-- Begin SUPPLIED INFORMATION --
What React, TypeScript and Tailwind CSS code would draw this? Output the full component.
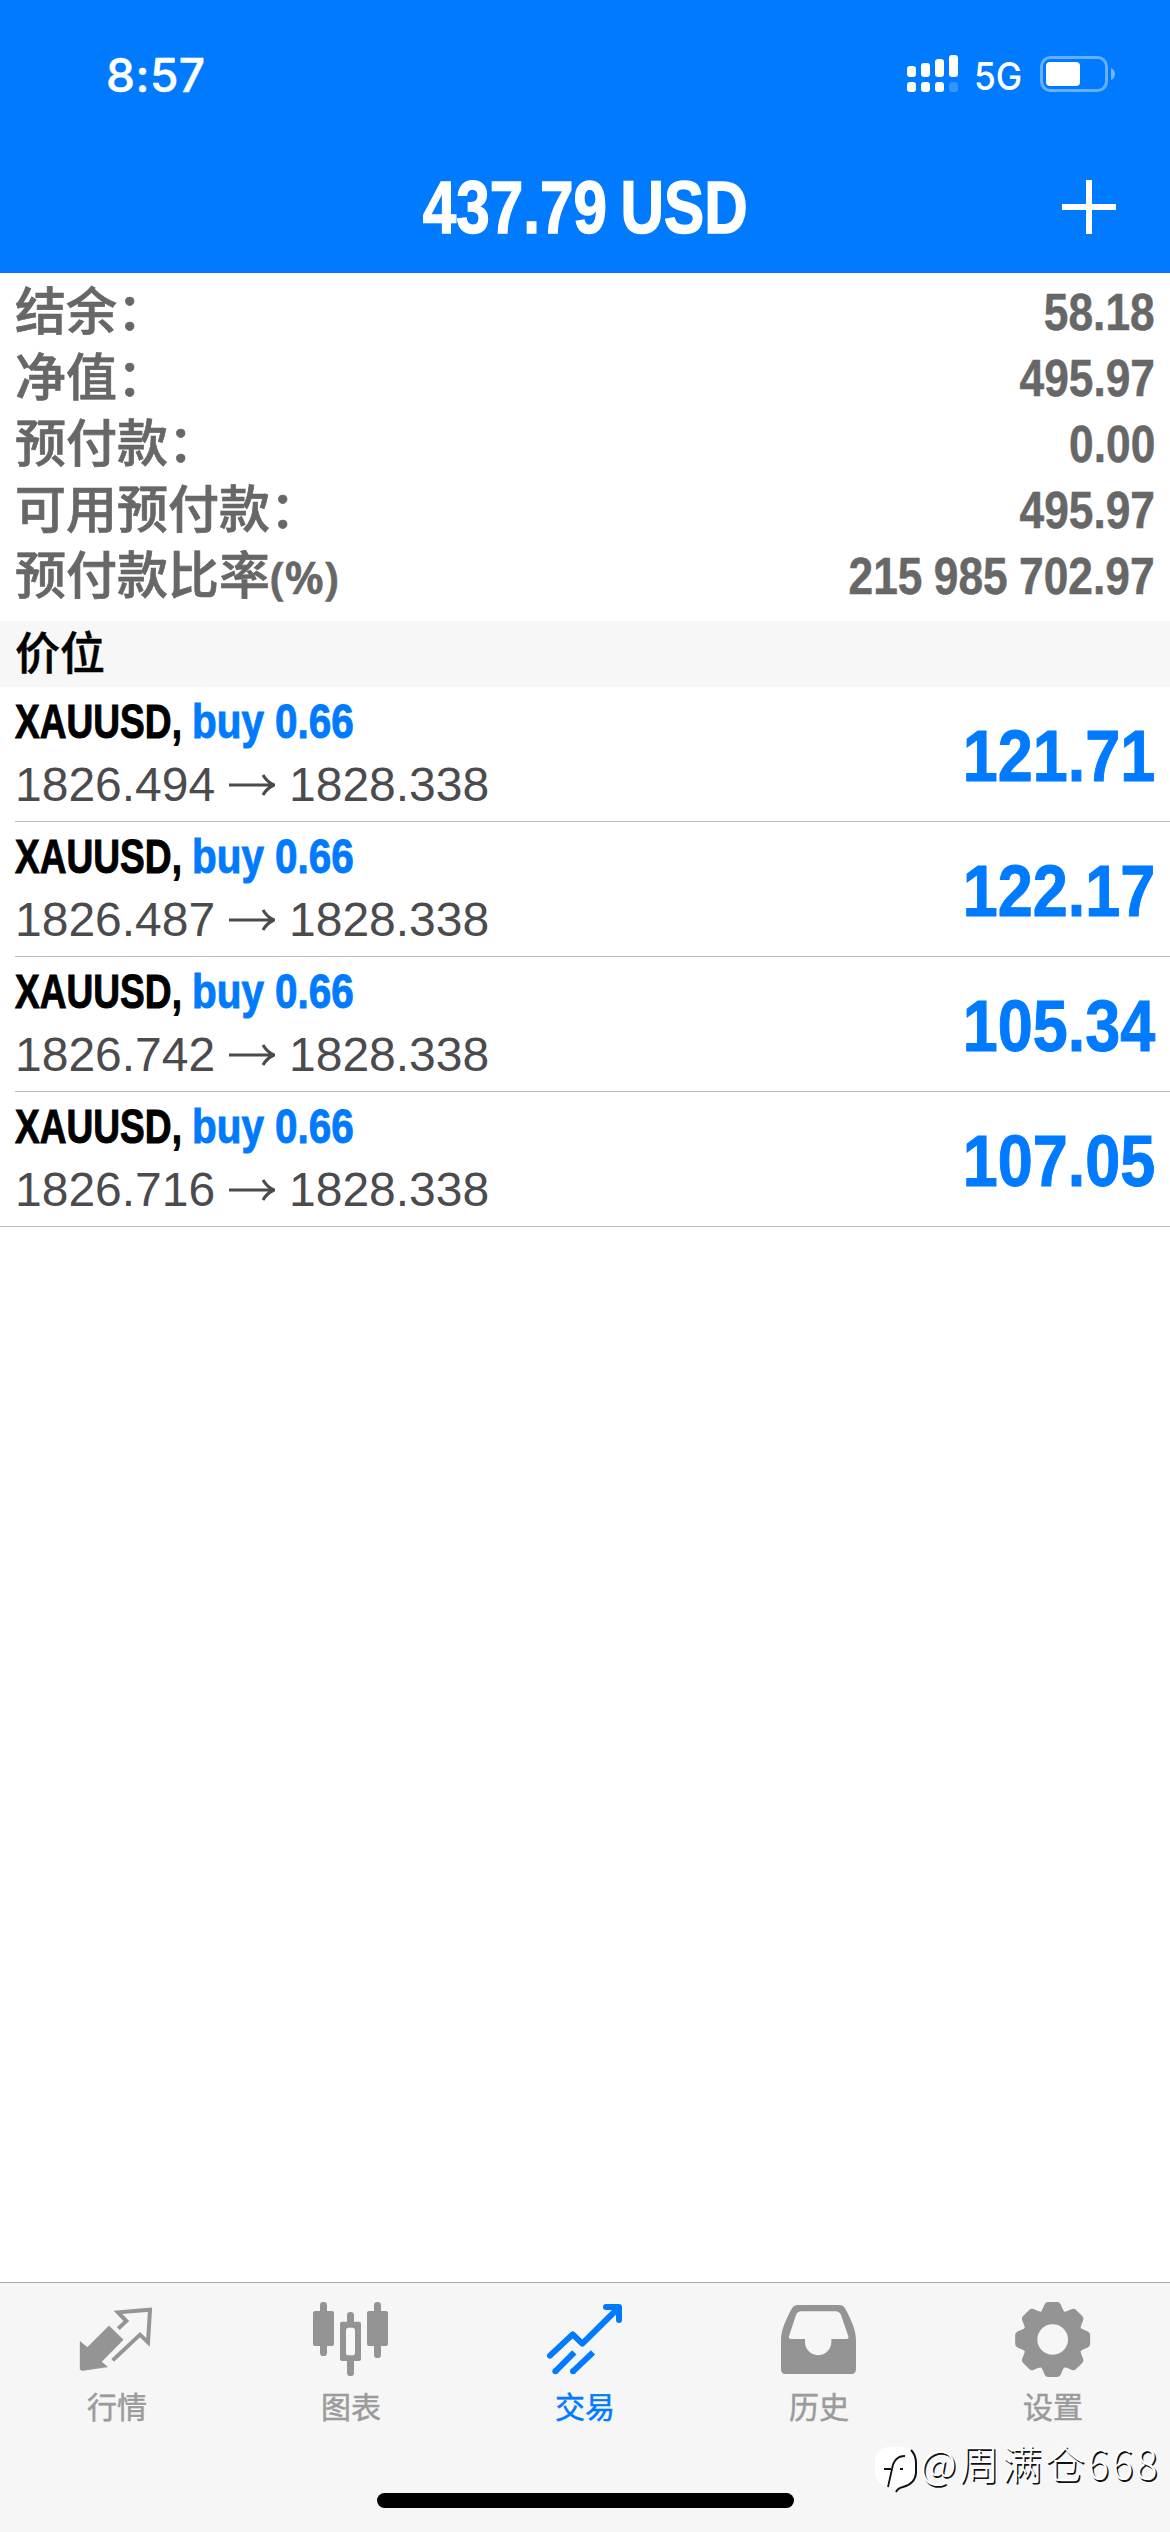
// src/pages/Trade/TradePage.tsx
import React from 'react';
import clsx from 'clsx';

type Position = {
  symbol: string;
  side: string;
  volume: string;
  open: string;
  current: string;
  profit: string;
};

const summary = [
  { label: '结余：', value: '58.18' },
  { label: '净值：', value: '495.97' },
  { label: '预付款：', value: '0.00' },
  { label: '可用预付款：', value: '495.97' },
  { label: '预付款比率', unit: '(%)', value: '215 985 702.97' },
];

const positions: Position[] = [
  { symbol: 'XAUUSD', side: 'buy', volume: '0.66', open: '1826.494', current: '1828.338', profit: '121.71' },
  { symbol: 'XAUUSD', side: 'buy', volume: '0.66', open: '1826.487', current: '1828.338', profit: '122.17' },
  { symbol: 'XAUUSD', side: 'buy', volume: '0.66', open: '1826.742', current: '1828.338', profit: '105.34' },
  { symbol: 'XAUUSD', side: 'buy', volume: '0.66', open: '1826.716', current: '1828.338', profit: '107.05' },
];

const QuotesIcon = () => (
  <svg viewBox="0 0 240 240" className="size-20">
    <path
      d="M9 124 L31 142 L96 77 L139 119 L74 185 L92 201 L14 212 L9 208 Z"
      fill="currentColor"
      stroke="currentColor"
      strokeWidth="1"
      strokeLinejoin="round"
    />
    <path
      d="M124 86 L148 63 L123 37 L219 29 L213 127 L189 104 L107 181"
      fill="none"
      stroke="currentColor"
      strokeWidth="12"
    />
  </svg>
);

const ChartIcon = () => (
  <svg viewBox="0 0 240 240" className="size-20" fill="currentColor">
    <rect x="27" y="6" width="21" height="162" rx="10" />
    <rect x="6" y="33" width="63" height="105" rx="6" />
    <rect x="108" y="36" width="21" height="192" rx="10" />
    <rect x="87" y="65" width="63" height="118" rx="6" />
    <rect x="105" y="83" width="27" height="83" rx="8" fill="#f8f8f8" />
    <rect x="189" y="6" width="21" height="168" rx="10" />
    <rect x="168" y="33" width="63" height="105" rx="6" />
  </svg>
);

const TradeIcon = () => (
  <svg viewBox="0 0 240 240" className="size-20" fill="none" stroke="currentColor" strokeWidth="18">
    <path d="M15 167 L83 103 L112 131 L220 24" strokeLinecap="round" strokeLinejoin="round" />
    <path d="M183 21 H222 V60" strokeLinecap="round" strokeLinejoin="round" />
    <path d="M31 214 L88 157 M84 214 L144 157" />
    <circle cx="31" cy="214" r="9" fill="currentColor" stroke="none" />
    <circle cx="84" cy="214" r="9" fill="currentColor" stroke="none" />
  </svg>
);

const HistoryIcon = () => (
  <svg viewBox="0 0 240 240" className="size-20" fill="currentColor">
    <path
      fillRule="evenodd"
      d="M57 15 H181 Q192 15 198 25 C216 58 231 90 231 120 V208 Q231 222 217 222 H20 Q6 222 6 208 V120 C6 90 21 58 39 25 Q45 15 57 15 Z
         M67 34 H170 Q181 34 186 45 L208 109 Q210 117 202 117 H157 V126 A39.500 39.500 0 0 1 78 126 V117 H36 Q28 117 30 109 L51 45 Q56 34 67 34 Z"
    />
  </svg>
);

const SettingsIcon = () => (
  <svg viewBox="0 0 240 240" className="size-20" fill="currentColor">
    {[0, 45, 90, 135, 180, 225, 270, 315].map((deg) => (
      <path
        key={deg}
        transform={`rotate(${deg} 119 118.500)`}
        d="M80 40 Q87 33 90 25 L95 13 Q98 6 106 6 H132 Q140 6 143 13 L148 25 Q151 33 158 40 Z"
      />
    ))}
    <circle cx="119" cy="118.500" r="67" fill="none" stroke="currentColor" strokeWidth="42" />
  </svg>
);

const tabs = [
  { label: '行情', Icon: QuotesIcon },
  { label: '图表', Icon: ChartIcon },
  { label: '交易', Icon: TradeIcon, active: true },
  { label: '历史', Icon: HistoryIcon },
  { label: '设置', Icon: SettingsIcon },
];

const StatusBar = () => (
  <div className="flex h-[148px] items-center justify-between pl-[106px] pr-[54px]">
    <span className="pt-px font-['Inter'] text-[46px] font-medium leading-none tracking-[0.500px] [-webkit-text-stroke:0.500px]">
      8:57
    </span>
    <div className="flex items-center">
      {/* 双卡信号 */}
      <svg viewBox="0 0 51 38" className="h-[38px] w-[51px]" fill="#fff">
        <rect x="0" y="11" width="9" height="11" rx="3" />
        <rect x="14" y="8" width="9" height="14" rx="3" />
        <rect x="28" y="4" width="9" height="18" rx="3" />
        <rect x="42" y="0" width="9" height="22" rx="3" />
        <rect x="0" y="27" width="9" height="10" rx="3" />
        <rect x="14" y="27" width="9" height="10" rx="3" />
        <rect x="28" y="27" width="9" height="10" rx="3" />
        <rect x="42" y="27" width="9" height="10" rx="3" opacity="0.2" />
      </svg>
      <span className="ml-4 mt-1 w-[66px] origin-left scale-x-[0.93] font-['Inter'] text-[38px] font-medium leading-none">
        5G
      </span>
      <svg viewBox="0 0 76 36" className="h-9 w-[76px]">
        <rect x="1.500" y="1.500" width="65" height="33" rx="9" fill="none" stroke="#fff" strokeWidth="3" opacity="0.4" />
        <rect x="6" y="6" width="34" height="24" rx="4" fill="#fff" />
        <path d="M71 12 Q75 14 75 18 Q75 22 71 24 Z" fill="#fff" opacity="0.45" />
      </svg>
    </div>
  </div>
);

const PositionRow = ({ item, last }: { item: Position; last: boolean }) => (
  <div className={clsx(last ? 'pl-0' : 'pl-[15px]')}>
    <div
      className={clsx(
        'flex h-[135px] items-center justify-between border-b border-[#bcbcbe] pr-[15px]',
        last && 'pl-[15px]',
      )}
    >
      <div className="flex flex-col">
        <div className="flex h-[62px] items-center pb-[3px] text-[49px] font-bold leading-none [-webkit-text-stroke:1px]">
          <span className="w-[177px] origin-left scale-x-[0.757] whitespace-nowrap text-black">{item.symbol},</span>
          <span className="origin-left scale-x-[0.825] whitespace-nowrap text-[#007aff]">
            {item.side} {item.volume}
          </span>
        </div>
        <div className="flex h-[62px] items-center text-[48px] leading-none text-[#4b4b4e]">
          <span className="w-[214px]">{item.open}</span>
          <svg viewBox="0 0 46 22" className="h-[22px] w-[46px]" fill="none" stroke="currentColor" strokeWidth="3">
            <path d="M0 11 H44 M34 1 Q38 8 45 11 Q38 14 34 21" />
          </svg>
          <span className="ml-[14px]">{item.current}</span>
        </div>
      </div>
      <span className="origin-right scale-x-[0.862] pt-[3px] text-[73px] font-bold leading-none text-[#007aff] [-webkit-text-stroke:1px]">
        {item.profit}
      </span>
    </div>
  </div>
);

export default function App() {
  return (
    <div className="flex h-[2532px] w-[1170px] flex-col overflow-hidden bg-white font-['Liberation_Sans','Noto_Sans_CJK_SC',sans-serif]">
      <header className="h-[273px] bg-[#007aff] text-white">
        <StatusBar />
        <div className="grid h-[118px] grid-cols-[1fr_auto_1fr] items-center">
          <span />
          <h1 className="scale-x-[0.803] text-[75px] font-bold leading-none [-webkit-text-stroke:1.500px] [word-spacing:-4px]">
            437.79 USD
          </h1>
          <svg viewBox="0 0 54 54" className="mr-[54px] size-[54px] justify-self-end" stroke="#fff" strokeWidth="6">
            <path d="M27 0 V54 M0 27 H54" />
          </svg>
        </div>
      </header>

      {/* 账户信息 */}
      <section className="h-[348px] px-[15px] pt-[6px] text-[51px] text-[#676767]">
        {summary.map((row) => (
          <div key={row.label} className="flex h-[66px] items-center justify-between leading-none">
            <div className="flex items-center font-medium [-webkit-text-stroke:0.700px]">
              <span>{row.label}</span>
              {row.unit && <span className="font-['Noto_Sans',sans-serif] text-[45px] font-semibold">{row.unit}</span>}
            </div>
            <span className="origin-right scale-x-[0.868] font-bold [-webkit-text-stroke:0.500px] [word-spacing:-1px]">
              {row.value}
            </span>
          </div>
        ))}
      </section>

      <div className="flex h-[66px] items-center bg-[#f7f7f7] pl-[15px] text-[45px] font-medium leading-none text-black [-webkit-text-stroke:0.500px]">
        价位
      </div>

      {/* 持仓列表 */}
      <main className="flex-1">
        {positions.map((item, i) => (
          <PositionRow key={item.open} item={item} last={i === positions.length - 1} />
        ))}
      </main>

      <nav className="relative h-[250px] border-t border-[#a9a9a9] bg-[#f6f6f6] pt-[17px] font-['Noto_Sans_CJK_SC',sans-serif]">
        <div className="grid grid-cols-5">
          {tabs.map(({ label, Icon, active }) => (
            <div
              key={label}
              className={clsx('flex flex-col items-center', active ? 'text-[#007aff]' : 'text-[#949494]')}
            >
              <Icon />
              <span
                className={clsx(
                  'mt-2.5 text-[30px] leading-[30px] [-webkit-text-stroke:0.500px]',
                  !active && 'text-[#9b9b9b]',
                )}
              >
                {label}
              </span>
            </div>
          ))}
        </div>

        {/* 水印 */}
        <div className="absolute left-[874px] top-[162px] flex items-start">
          <svg viewBox="0 0 46 50" className="h-[50px] w-[46px]">
            <rect x="1" y="2" width="40" height="40" rx="14" fill="#fff" />
            <path d="M10 24 H17 M14 42 L18 24 Q20 11 31 11 M26 24 H29" fill="none" stroke="#111" strokeWidth="1.800" />
            <path
              d="M37 5 Q42 10 42 18 V28 Q41 39 29 42 Q24 43 22 47"
              fill="none"
              stroke="#111"
              strokeWidth="2"
            />
          </svg>
          <span className="-mt-[3px] whitespace-nowrap text-[40px] font-light leading-none tracking-[2.800px] text-white [text-shadow:1.500px_1.500px_0_#111]">
            @周满仓668
          </span>
        </div>

        <div className="absolute left-[377px] top-[210px] h-[15px] w-[417px] rounded-full bg-black" />
      </nav>
    </div>
  );
}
-- End SUPPLIED INFORMATION --
• YOUR OBJECTIVE:
Sift the material for lines with the string "React". Copy each one found.

• EXERCISE RESPONSE:
What React, TypeScript and Tailwind CSS code would draw this? Output the full component.
import React from 'react';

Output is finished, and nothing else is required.